Auf eine Haftstrafe von dreieinhalb Jahre wegen versuchten Mordes hatte zuvor schon Erster Staatsanwalt Heiko Baumert plädiert. Allerdings räumte er ein, dass der Vorfall alles andere als einfach sei, weder hinsichtlich des Tatvorgangs noch hinsichtlich des Strafrahmens.

Das Opfer war beim Bohrerangriff „arg- und wehrlos“

Doch eines stehe für ihn fest: Die Angeklagte habe fest vorgehabt, ihren Lebensgefährten zu töten. Die Einlassungen der 44-jährigen vor Gericht seien „nicht plausibel“. Baumert wies besonders auf die Aussage der Schwester des Opfers hin, die erklärte, die Angeklagte habe sie nach der Tat angerufen und gesagt: „Es hat nicht geklappt.“

Überdies habe es ein Mordmerkmal gegeben. Das Opfer sei bei dem Bohrerangriff „arg- und wehrlos“ gewesen, die Angeklagte habe „die Situation ausgenutzt“. Gewiss spreche einiges aber auch für die Angeklagte: die Übergriffe, der Umstand, nicht einschlägig vorbestraft zu sein, und die vergleichsweise geringen Verletzungen: „Es ist zum Glück nicht sehr viel passiert.“

Zu bewerten sei auch der enorm hohe Alkoholwert, laut Rechtsmediziner „zwischen 1,44 und 2,52 Promille“. Doch der Alkohol habe ihre Steuerungsfähigkeit nicht maßgeblich eingeschränkt, zumal sie an dessen Konsum gewöhnt gewesen sei. So sah es auch Richter Hofsäß.

Verteidiger plädierte auf gefährliche Körperverletzung

Von einem „außergewöhnlichen Fall“ sprach Verteidiger Yorck Fratzky, „und ganz hell ist er an entscheidenden Stellen nicht geworden“. Warum etwa, habe die Schwester des Opfers zwar erwähnt, dass es zwischen ihrem Bruder und dessen Partnerin bisweilen zu Streit gekommen sei, warum aber habe sie nicht gesagt, dass er seine frühere Frau mit Hieben und Tritten so attackiert habe, dass sie daran gestorben sei?
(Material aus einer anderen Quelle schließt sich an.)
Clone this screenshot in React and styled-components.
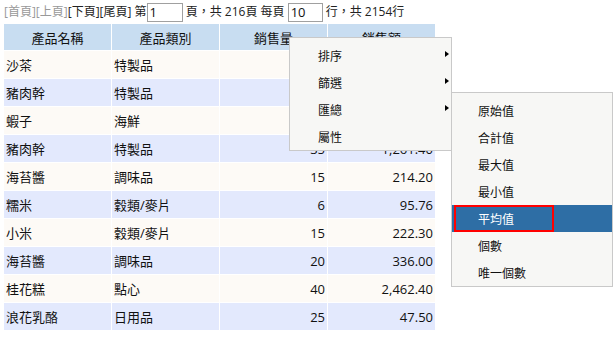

Die Aussagen der Schwester seien mit Vorsicht zu genießen. Er, so der Verteidiger, könne kein Mordmerkmal erkennen: Das Opfer habe keinesfalls geschlafen, „höchstens vor sich hingedämmert“, Heimtücke sei also nicht nachweisbar. Der Verteidiger hatte auf gefährliche Körperverletzung plädiert.